He's been making movies for nearly two decades, but no one in America noticed Mexican director Alfonso Cuaron until his critically acclaimed 2001 road trip, sex movie Y Tu Mama Tambien. Unafraid to take on new challenges, Cuaron followed a low-budget indie film filled with adult subject matter with a big-budget kids movie, Harry Potter and the Prisoner of Azkaban. The result was the best Potter film to date. In Children of Men he takes on a completely new challenge: the science fiction story of a dystopian and doomed future where the human race is headed for an early extinction. As always, Cuaron hits it out of the park.
Some time in the early 21st century, women stopped having babies. No one knows why, they just stopped. It's now 2027, science is powerless, governments are in shambles, and society has dissolved into complete anarchy. None of it matters. The suddenly wholly infertile human race will die out in the next sixty or seventy years.
While the rest of the world has collapsed, Britain soldiers on. As the world's only remaining government, the UK is a last bastion of civilization. Or is it? The British government maintains order at great cost. The hordes of refugees struggling to escape the flames engulfing the rest of the world by running to Britain are caged, imprisoned, and killed. The country has become a police state; terrorist bombings are constant and common. Britain soldiers on, but nobody seems all that happy about it.
Not that it matters. Cuaron's film takes a depressed and somber tone right from the outset. The human race has no hope, and mankind lumbers through the streets engaged in the business of daily living knowing that soon it'll all be dust. Theodore Faron (Clive Owen) gets his coffee and goes to work, but like everyone else he's dead inside. The world is only going through the motions of living, and he right along with it until he stumbles on hope.
One of the country's terrorist groups discovers a pregnant woman. She's the first in more than 18 years, and both the government and the terrorists want to control her. Theodore's ex-wife (Julianne Moore) runs the rebels, and turns to him as the only person she knows she can trust, for help in getting the most important person in the world to safety.
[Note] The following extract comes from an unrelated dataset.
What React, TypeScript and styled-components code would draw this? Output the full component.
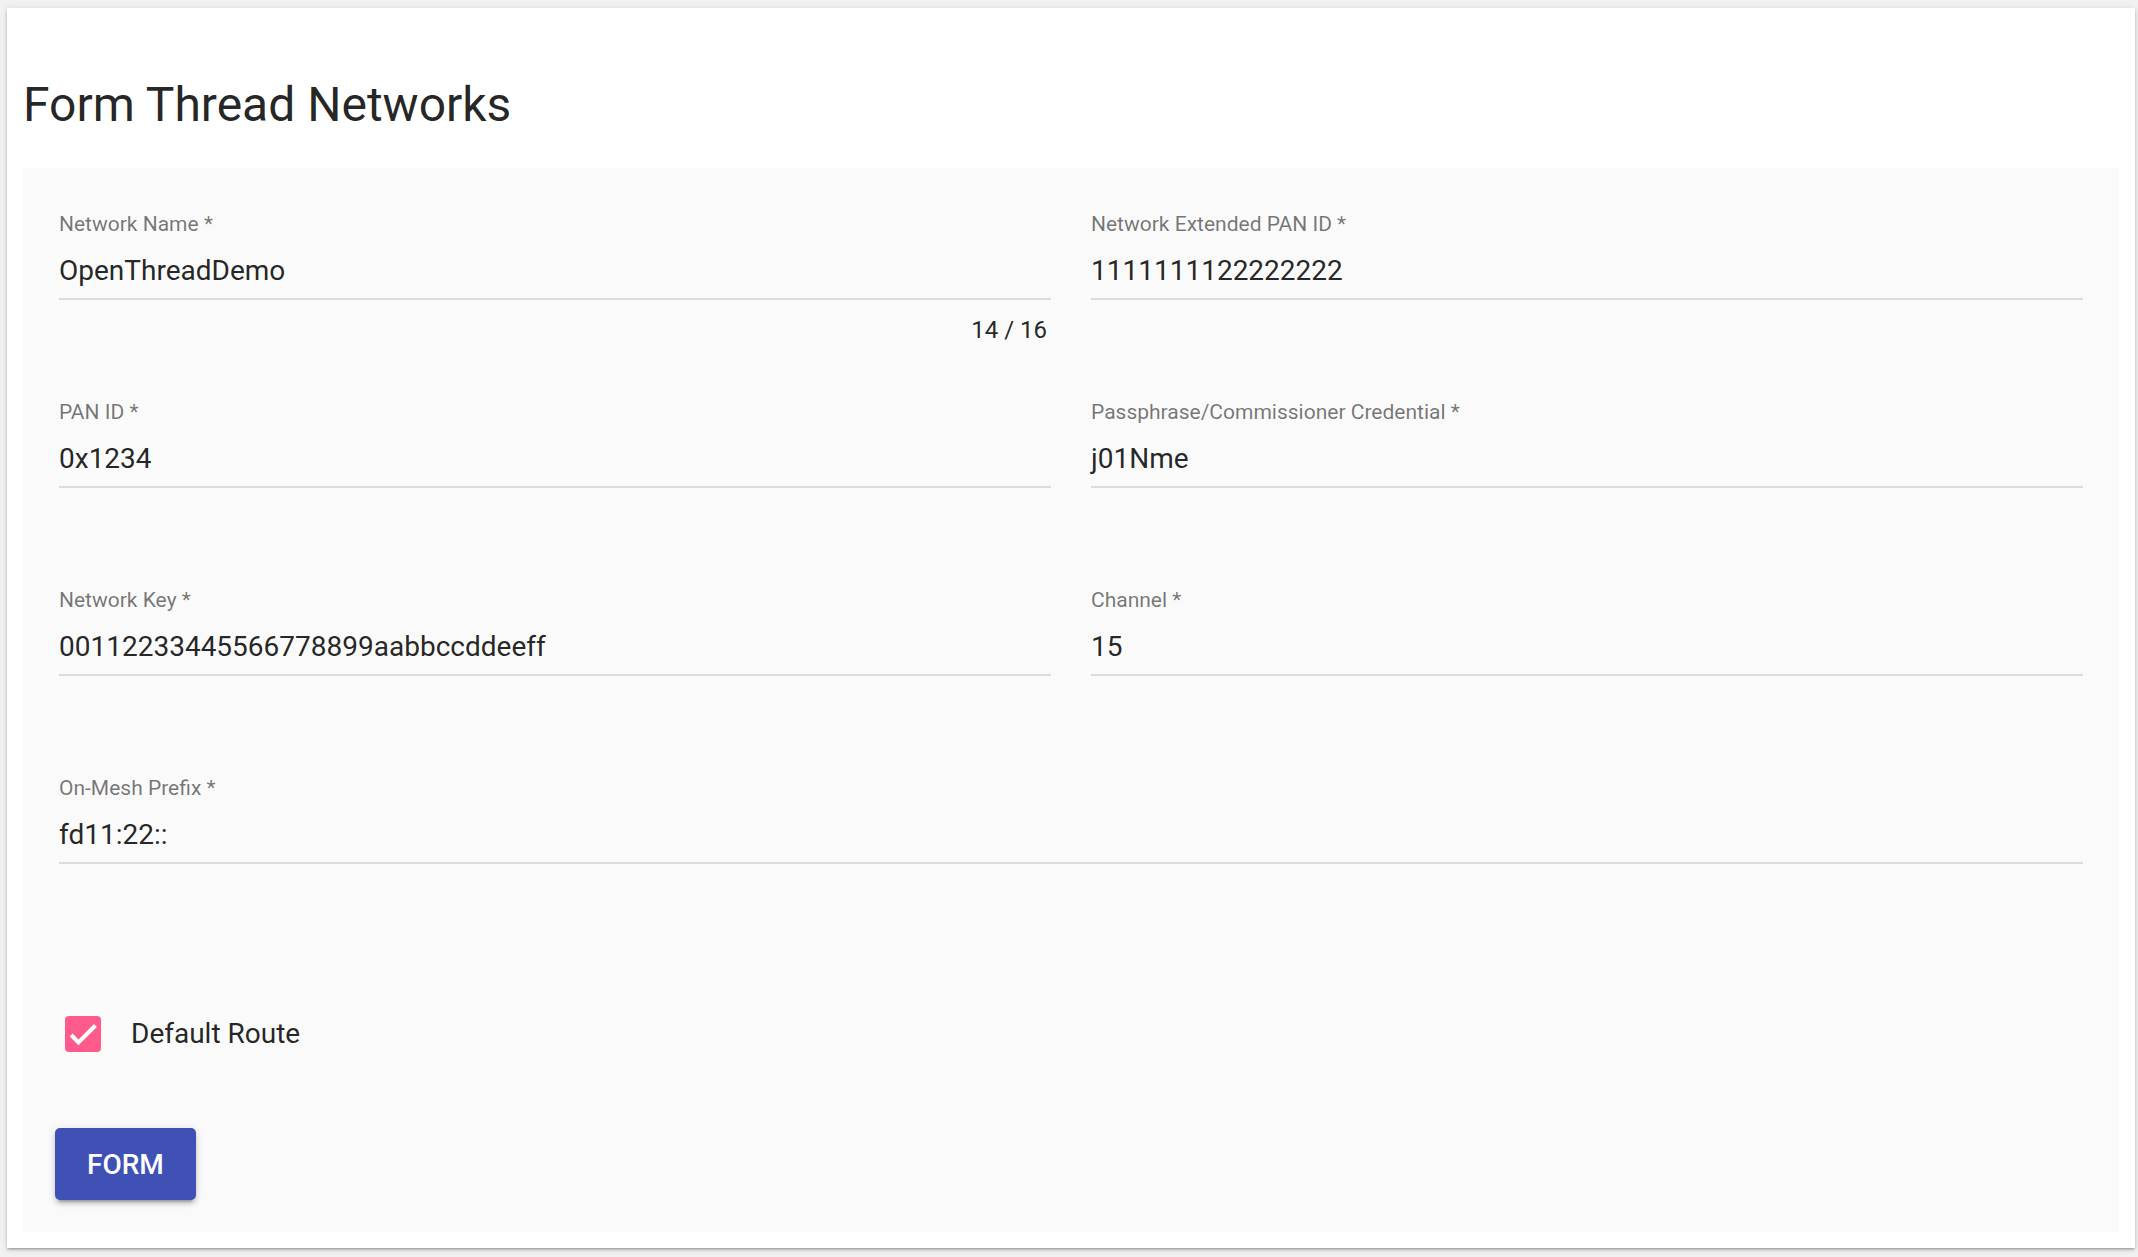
import React from "react";
import styled, { createGlobalStyle } from "styled-components";

const Global = createGlobalStyle`
  html, body {
    margin: 0;
    padding: 0;
    background: #f1f1f1;
    font-family: Roboto, "Liberation Sans", Arial, sans-serif;
  }
  * { box-sizing: border-box; }
`;

const Page = styled.div`
  padding: 8px 3px 9px 7px;
`;

const Card = styled.div`
  background: #ffffff;
  padding: 16px;
  box-shadow: 0 2px 2px -1px rgba(0, 0, 0, 0.2), 0 2px 3px 0 rgba(0, 0, 0, 0.14),
    0 1px 6px 0 rgba(0, 0, 0, 0.12);
`;

const Title = styled.h1`
  margin: 53px 0 35px 0;
  font-size: 48px;
  line-height: 56px;
  font-weight: 400;
  color: rgba(0, 0, 0, 0.87);
`;

const Panel = styled.div`
  background: #fafafa;
  padding: 44px 36px 32px 32px;
`;

const FieldGrid = styled.div`
  display: grid;
  grid-template-columns: 1fr 1fr;
  column-gap: 40px;
  margin-left: 4px;
`;

const Field = styled.div<{ $wide?: boolean }>`
  display: flex;
  flex-direction: column;
  height: 188px;
  grid-column: ${(p) => (p.$wide ? "1 / -1" : "auto")};
`;

const Label = styled.label`
  font-size: 21px;
  line-height: 24px;
  color: rgba(0, 0, 0, 0.54);
  margin-bottom: 19px;
`;

const Value = styled.div`
  font-size: 28px;
  line-height: 32px;
  color: rgba(0, 0, 0, 0.87);
  padding-bottom: 11px;
  border-bottom: 2px solid #dcdcdc;
`;

const Hint = styled.div`
  margin-top: 17px;
  font-size: 24px;
  line-height: 26px;
  color: rgba(0, 0, 0, 0.87);
  text-align: right;
  padding-right: 4px;
`;

const CheckRow = styled.label`
  display: flex;
  align-items: center;
  gap: 30px;
  margin: 52px 0 0 10px;
  font-size: 28px;
  line-height: 32px;
  color: rgba(0, 0, 0, 0.87);
`;

const Box = styled.span`
  width: 36px;
  height: 36px;
  border-radius: 4px;
  background: #ff5a8c;
  display: flex;
  align-items: center;
  justify-content: center;
`;

const Button = styled.button`
  margin-top: 76px;
  height: 72px;
  padding: 0 32px;
  border: none;
  border-radius: 5px;
  background: #3f51b5;
  color: #ffffff;
  font-family: Roboto, "Liberation Sans", Arial, sans-serif;
  font-size: 28px;
  font-weight: 500;
  box-shadow: 0 6px 2px -4px rgba(0, 0, 0, 0.2), 0 4px 4px 0 rgba(0, 0, 0, 0.14),
    0 2px 10px 0 rgba(0, 0, 0, 0.12);
  cursor: pointer;
`;

type F = { label: string; value: string; hint?: string; wide?: boolean };

const fields: F[] = [
  { label: "Network Name *", value: "OpenThreadDemo", hint: "14 / 16" },
  { label: "Network Extended PAN ID *", value: "1111111122222222" },
  { label: "PAN ID *", value: "0x1234" },
  { label: "Passphrase/Commissioner Credential *", value: "j01Nme" },
  { label: "Network Key *", value: "00112233445566778899aabbccddeeff" },
  { label: "Channel *", value: "15" },
  { label: "On-Mesh Prefix *", value: "fd11:22::", wide: true },
];

export default function App() {
  return (
    <>
      <Global />
      <Page>
        <Card>
          <Title>Form Thread Networks</Title>
          <Panel>
            <FieldGrid>
              {fields.map((f) => (
                <Field key={f.label} $wide={f.wide}>
                  <Label>{f.label}</Label>
                  <Value>{f.value}</Value>
                  {f.hint && <Hint>{f.hint}</Hint>}
                </Field>
              ))}
            </FieldGrid>
            <CheckRow>
              <Box>
                <svg width="36" height="36" viewBox="0 0 24 24">
                  <path
                    d="M4.1 12.7 9 17.6 20.3 6.3"
                    fill="none"
                    stroke="#ffffff"
                    strokeWidth="2.7"
                  />
                </svg>
              </Box>
              Default Route
            </CheckRow>
            <Button>FORM</Button>
          </Panel>
        </Card>
      </Page>
    </>
  );
}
Their goal is a secret organization called The Human Project, and the rot of Great Britain is in their way.
What's most impressive about Children of Men is the way it so staunchly avoids becoming a traditional thriller. It might have been easy to turn it into just another chase movie, after all that's what I'm describing here. Theodore ends up on the run with the world's only pregnant mother, pursued by the military, the cops, rebel terrorists, and nearly everyone else in god's green creation. But Cuaron refuses to let this turn into a post-apocalyptic rehash of The Fugitive. Instead, the film seems more interested in exploring the consequences of a future in which man is done for, and conversely the effect hope can have on a world and on individuals who are truly and completely hopeless. The film is thoughtful and deeply introspective, even when Theodore is on the run Cuaron never misses and opportunity to explore the consequences of what's going on around him. Children of Men manages to balance the demands of both action and razor sharper intelligence with admirable ability. It does what all great science fiction does: entertains while making you think.
Clive Owen continues to grow as an actor. He seems to get better with every role. This is his finest work here, Theodore's story is one of reawakening. His ex-wife Julian describes the Theodore of 18 years ago as a charmer, but the rumpled man sitting next to her in a beaten up car doesn't resemble it. Yet slowly, when there's hope for a future, that man inside awakens, and Theodore transforms into the person he once was. He's sympathetic and powerful as a character, Clive deserves an Oscar.
Give one to Cuaron while you're at it. Children of Men is another great achievement from him. Is there anything he can't do? With all of Hollywood's loud, laser pistol filled futuristic blockbusters you forget that great science fiction doesn't necessarily need giant freakin robots. The genre is at its best when using a fantasized future to make you consider the cost and course of the present. Children of Men does that, and more. It's not flashy, but it is fresh and effective. Cuaron has done it again.